The major media and the internet have lots of stock advisors who offer their opinions and suggest certain investment strategies. They can be helpful but are also susceptible to exaggeration and personal motives. Rational, unemotional, data-driven analysis is the more trustworthy choice.
Beginner Investing Strategies
Investors use a mix of strategies to guide their decisions on stocks. Here are a few of the most common approaches to the stock market for beginners.
Buy and Hold
This enduring strategy is time-proven and simple: Buy shares and hold onto them forever (or at least for a long time). This approach works best for blue-chip stocks from well-established, generally large-cap companies that issue dividends from time to time.

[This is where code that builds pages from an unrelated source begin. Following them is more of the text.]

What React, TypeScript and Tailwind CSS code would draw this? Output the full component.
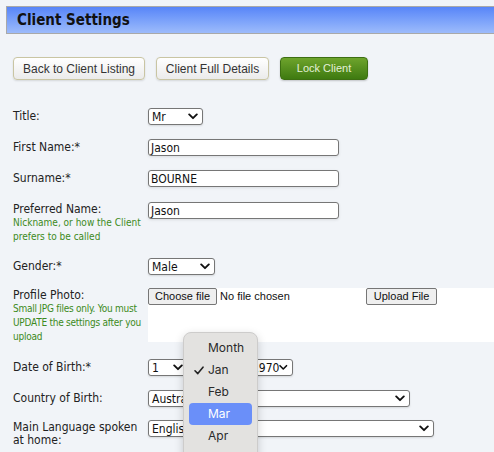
import React from "react";

const tahoma = { fontFamily: '"DejaVu Sans Condensed", "DejaVu Sans", sans-serif' };
const arial = { fontFamily: '"Liberation Sans", Arial, sans-serif' };
const sys = { fontFamily: 'Inter, "Noto Sans", sans-serif' };

function Chevron({ className = "" }: { className?: string }) {
  return (
    <svg width="10" height="7" viewBox="0 0 10 7" className={className}>
      <path d="M1.2 1.4 L5 5.2 L8.8 1.4" fill="none" stroke="#111" strokeWidth="1.9" strokeLinecap="round" strokeLinejoin="round" />
    </svg>
  );
}

function Select({ value, w, italic = false }: { value: string; w: string; italic?: boolean }) {
  return (
    <div
      className={`${w} h-[17px] flex items-center justify-between bg-white border border-[#767676] rounded-[3px] pl-[3px] pr-[4px] text-[12px] text-[#111] shadow-[0_1px_2px_rgba(0,0,0,0.12)] overflow-hidden`}
      style={tahoma}
    >
      <span className={italic ? "italic" : ""}>{value}</span>
      <Chevron />
    </div>
  );
}

function TextInput({ value }: { value: string }) {
  return (
    <div
      className="w-[191px] h-[17px] flex items-center bg-white border border-[#767676] rounded-[3px] px-[2px] text-[12px] text-[#111] shadow-[0_1px_3px_rgba(0,0,0,0.1)]"
      style={tahoma}
    >
      {value}
    </div>
  );
}

function Label({ children, className = "" }: { children: React.ReactNode; className?: string }) {
  return (
    <div className={`text-[12px] text-[#222] ${className}`} style={tahoma}>
      {children}
    </div>
  );
}

function Sub({ children, className = "" }: { children: React.ReactNode; className?: string }) {
  return (
    <div className={`text-[10px] text-[#3c8a22] whitespace-nowrap ${className}`} style={tahoma}>
      {children}
    </div>
  );
}

export default function App() {
  return (
    <div className="relative w-[494px] h-[452px] overflow-hidden bg-[#f1f4f8]">
      {/* header */}
      <div className="ml-[6px] mt-[6px] h-[28px] border-y border-l border-[#a9a9a9] bg-gradient-to-b from-[#5885f8] to-[#9dbbfb] flex items-center pl-[10px]">
        <span className="text-[15px] font-bold text-[#111]" style={tahoma}>
          Client Settings
        </span>
      </div>

      {/* buttons */}
      <div className="ml-[13px] mt-[23px] flex gap-[11px]" style={arial}>
        <div className="w-[132px] h-[23px] flex items-center justify-center rounded-[4px] border border-[#c9c5a3] bg-gradient-to-b from-white to-[#ebebeb] text-[12px] text-[#333] shadow-[0_1px_2px_rgba(0,0,0,0.12)]">
          Back to Client Listing
        </div>
        <div className="w-[113px] h-[23px] flex items-center justify-center rounded-[4px] border border-[#c9c5a3] bg-gradient-to-b from-white to-[#ebebeb] text-[12px] text-[#333] shadow-[0_1px_2px_rgba(0,0,0,0.12)]">
          Client Full Details
        </div>
        <div className="w-[88px] h-[23px] flex items-center justify-center rounded-[4px] border border-[#3d6f12] bg-gradient-to-b from-[#6ea42c] to-[#3e7a10] text-[11px] text-[#e4f0d8] shadow-[0_1px_2px_rgba(0,0,0,0.2)]">
          Lock Client
        </div>
      </div>

      {/* form */}
      <div className="pl-[13px] mt-[28px] flex flex-col">
        <div className="flex">
          <Label className="w-[135px] leading-[17px]">Title:</Label>
          <Select value="Mr" w="w-[55px]" />
        </div>

        <div className="flex mt-[14px]">
          <Label className="w-[135px] leading-[17px]">First Name:*</Label>
          <TextInput value="Jason" />
        </div>

        <div className="flex mt-[14px]">
          <Label className="w-[135px] leading-[17px]">Surname:*</Label>
          <TextInput value="BOURNE" />
        </div>

        <div className="flex mt-[15px]">
          <div className="w-[135px] shrink-0">
            <Label className="leading-[15px]">Preferred Name:</Label>
            <Sub className="leading-[13.5px] -mt-[1px]">
              Nickname, or how the Client
              <br />
              prefers to be called
            </Sub>
          </div>
          <TextInput value="Jason" />
        </div>

        <div className="flex mt-[15px]">
          <Label className="w-[135px] leading-[17px]">Gender:*</Label>
          <Select value="Male" w="w-[67px]" />
        </div>

        <div className="flex mt-[13px]">
          <div className="w-[135px] shrink-0">
            <Label className="leading-[15px]">Profile Photo:</Label>
            <Sub className="leading-[14px] -mt-[1px] tracking-[-0.25px]">
              Small JPG files only. You must
              <br />
              UPDATE the settings after you
              <br />
              upload
            </Sub>
          </div>
          <div className="flex-1 h-[54px] bg-white flex items-start text-[11px] text-[#111]" style={arial}>
            <div className="h-[17px] px-[6px] flex items-center bg-[#efefef] border border-[#767676] rounded-[2px]">
              Choose file
            </div>
            <span className="ml-[3px] leading-[17px]">No file chosen</span>
            <div className="ml-[76px] h-[17px] px-[7px] flex items-center bg-[#efefef] border border-[#767676] rounded-[2px]">
              Upload File
            </div>
          </div>
        </div>

        <div className="flex mt-[15px]">
          <Label className="w-[135px] leading-[17px]">Date of Birth:*</Label>
          <div className="flex gap-[4px]">
            <Select value="1" w="w-[40px]" />
            <Select value="Jan" w="w-[52px]" />
            <Select value="1970" w="w-[45px]" />
          </div>
        </div>

        <div className="flex mt-[14px]">
          <Label className="w-[135px] leading-[17px]">Country of Birth:</Label>
          <Select value="Australia" w="w-[262px]" />
        </div>

        <div className="flex mt-[13px]">
          <Label className="w-[135px] leading-[13px] pt-[1px]">
            Main Language spoken
            <br />
            at home:
          </Label>
          <Select value="English" w="w-[286px]" />
        </div>
      </div>

      {/* open month dropdown */}
      <div
        className="absolute left-[183px] top-[332px] w-[75px] h-[140px] rounded-[8px] bg-[#e3e2e0] border border-[#cdcccb] shadow-[0_3px_10px_rgba(0,0,0,0.18)] pt-[4px] px-[5px] text-[12px] text-[#2a2a2a]"
        style={sys}
      >
        {["Month", "Jan", "Feb", "Mar", "Apr"].map((m) => (
          <div
            key={m}
            className={`relative h-[22px] flex items-center pl-[19px] rounded-[4px] ${m === "Mar" ? "bg-[#6a8ff9] text-white" : ""}`}
          >
            {m === "Jan" && (
              <svg width="10" height="9" viewBox="0 0 10 9" className="absolute left-[5px] top-[7px]">
                <path d="M1 4.8 L3.8 7.6 L9 1.2" fill="none" stroke="#222" strokeWidth="1.6" strokeLinecap="round" strokeLinejoin="round" />
              </svg>
            )}
            {m}
          </div>
        ))}
      </div>
    </div>
  );
}
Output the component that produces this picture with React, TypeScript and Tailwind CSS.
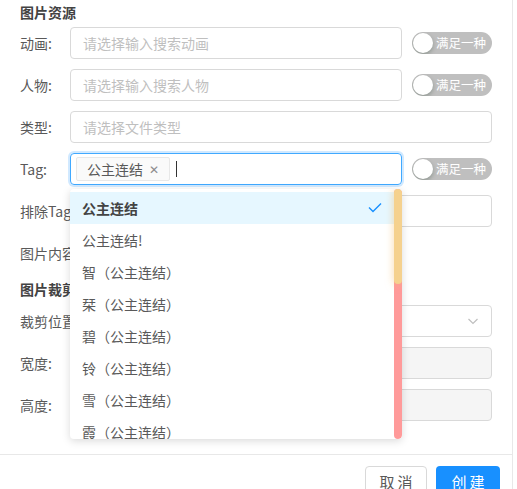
import React from 'react'

const options = [
    '公主连结',
    '公主连结!',
    '智（公主连结）',
    '栞（公主连结）',
    '碧（公主连结）',
    '铃（公主连结）',
    '雪（公主连结）',
    '霞（公主连结）',
]

function Switch() {
    return (
        <div className="shrink-0 w-[80px] h-[22px] rounded-full bg-[#bfbfbf] flex items-center pl-[1px] gap-[3px] overflow-hidden">
            <span className="shrink-0 w-[20px] h-[20px] rounded-full bg-white shadow-[0_2px_4px_rgba(0,35,11,0.25)]" />
            <span className="text-white text-[12.5px] leading-none whitespace-nowrap">满足一种</span>
        </div>
    )
}

function Label({ text }: { text: string }) {
    return <div className="w-[50px] shrink-0 whitespace-nowrap text-[#595959]">{text}</div>
}

function Input({ placeholder, disabled }: { placeholder?: string; disabled?: boolean }) {
    return (
        <div className={'flex-1 h-[32px] rounded-[4px] border border-[#d9d9d9] px-[12px] flex items-center text-[#bfbfbf] ' + (disabled ? 'bg-[#f5f5f5]' : 'bg-white')}>
            {placeholder}
        </div>
    )
}

export default function App() {
    return (
        <div className="relative w-[517px] h-[489px] bg-white overflow-hidden font-['Noto_Sans_CJK_SC',sans-serif] text-[14px] leading-[20px]">
            <div className="w-[513px] h-full border-r border-[#e8e8e8] flex flex-col">
                <div className="pl-[20px] pr-[20px] pt-[2px] flex flex-col">
                    <div className="h-[20px] font-bold text-[#434343] mb-[5px]">图片资源</div>
                    <div className="flex flex-col gap-[10px]">
                        <div className="flex items-center">
                            <Label text="动画:" />
                            <Input placeholder="请选择输入搜索动画" />
                            <div className="w-[10px]" />
                            <Switch />
                        </div>
                        <div className="flex items-center">
                            <Label text="人物:" />
                            <Input placeholder="请选择输入搜索人物" />
                            <div className="w-[10px]" />
                            <Switch />
                        </div>
                        <div className="flex items-center">
                            <Label text="类型:" />
                            <Input placeholder="请选择文件类型" />
                        </div>
                        <div className="flex items-center">
                            <Label text="Tag:" />
                            <div className="flex-1 h-[32px] rounded-[4px] border border-[#40a9ff] shadow-[0_0_0_2px_rgba(24,144,255,0.2)] px-[5px] flex items-center gap-[6px]">
                                <span className="h-[24px] px-[10px] rounded-[2px] bg-[#fafafa] border border-[#e8e8e8] flex items-center gap-[6px] text-[#595959]">
                                    公主连结
                                    <span className="text-[12px] text-[#8c8c8c]">✕</span>
                                </span>
                                <span className="w-px h-[16px] bg-[#333]" />
                            </div>
                            <div className="w-[10px]" />
                            <Switch />
                        </div>
                        <div className="flex items-center">
                            <Label text="排除Tag:" />
                            <Input />
                        </div>
                        <div className="flex items-center h-[32px]">
                            <Label text="图片内容:" />
                        </div>
                    </div>
                    <div className="h-[20px] font-bold text-[#434343] mt-[10px] mb-[6px]">图片裁剪</div>
                    <div className="flex flex-col gap-[10px]">
                        <div className="flex items-center">
                            <Label text="裁剪位置:" />
                            <div className="flex-1 h-[32px] rounded-[4px] border border-[#d9d9d9] px-[12px] flex items-center justify-end">
                                <svg width="12" height="12" viewBox="0 0 12 12" fill="none" stroke="#bfbfbf" strokeWidth="1.2">
                                    <path d="M1.5 4 L6 8.5 L10.5 4" />
                                </svg>
                            </div>
                        </div>
                        <div className="flex items-center">
                            <Label text="宽度:" />
                            <Input disabled />
                        </div>
                        <div className="flex items-center">
                            <Label text="高度:" />
                            <Input disabled />
                        </div>
                    </div>
                </div>
                <div className="mt-[33px] border-t border-[#e8e8e8] flex justify-end gap-[9px] pt-[11px] pr-[12px]">
                    <button className="h-[32px] w-[62px] shrink-0 rounded-[4px] border border-[#d9d9d9] bg-white text-[#595959] text-[15px] tracking-[0.2em] indent-[0.2em]">取消</button>
                    <button className="h-[32px] w-[64px] shrink-0 rounded-[4px] bg-[#1890ff] text-white text-[15px] tracking-[0.2em] indent-[0.2em]">创建</button>
                </div>
            </div>

            <div className="absolute left-[70px] top-[189px] w-[332px] h-[250px] bg-white rounded-[4px] shadow-[0_2px_8px_rgba(0,0,0,0.15)] overflow-hidden">
                <div className="pt-[3px] pr-[8px]">
                    {options.map((opt, i) => (
                        <div key={i} className={'h-[32px] px-[12px] flex items-center justify-between ' + (i === 0 ? 'bg-[#e6f7ff] font-bold text-[#434343]' : 'text-[#595959]')}>
                            <span>{opt}</span>
                            {i === 0 && (
                                <svg width="14" height="12" viewBox="0 0 14 12" fill="none" stroke="#1890ff" strokeWidth="1.4">
                                    <path d="M1 5.5 L5 9.5 L13 1.5" />
                                </svg>
                            )}
                        </div>
                    ))}
                </div>
                <div className="absolute right-0 top-0 w-[8px] h-full rounded-full bg-[#ff9a9a]">
                    <div className="w-[8px] h-[95px] rounded-full bg-[#f5d18e] shadow-[0_0_8px_rgba(245,190,110,0.6)]" />
                </div>
            </div>
        </div>
    )
}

As long as you resist the urge to sell those shares in rough markets, you’ll likely experience a long period of considerable growth.
Index Funds
Major stock indexes, like the Standard & Poor’s 500 (S&P 500), the Dow Jones Industrial Average (DJIA), and the NASDAQ Composite, track the performances of a specifically defined group of stocks. For example, the S&P 500 tracks 500 large-cap U.S. companies, and the DJIA tracks the 30 biggest.
Other indexes track certain business sectors and asset classes. Shares in index funds — such as mutual funds or exchange-traded funds (ETFs) — are investments in multiple companies in proportion to these indexes.
Diversification
Diversification is a staple investment strategy. It involves spreading your investment funds across multiple business sectors, market values, asset classes, and locations. Diversification is a pillar of risk management. If a certain commodity or sector is undergoing rough times, your losses can be offset by another asset that is experiencing an upswing.
Simplifying the Stock Market for Beginners
The stock market may seem daunting from a distance. But the more preparation and research you do, the easier it is to understand. With a few simple steps and some practical advice, you can start your investment journey with confidence and great potential.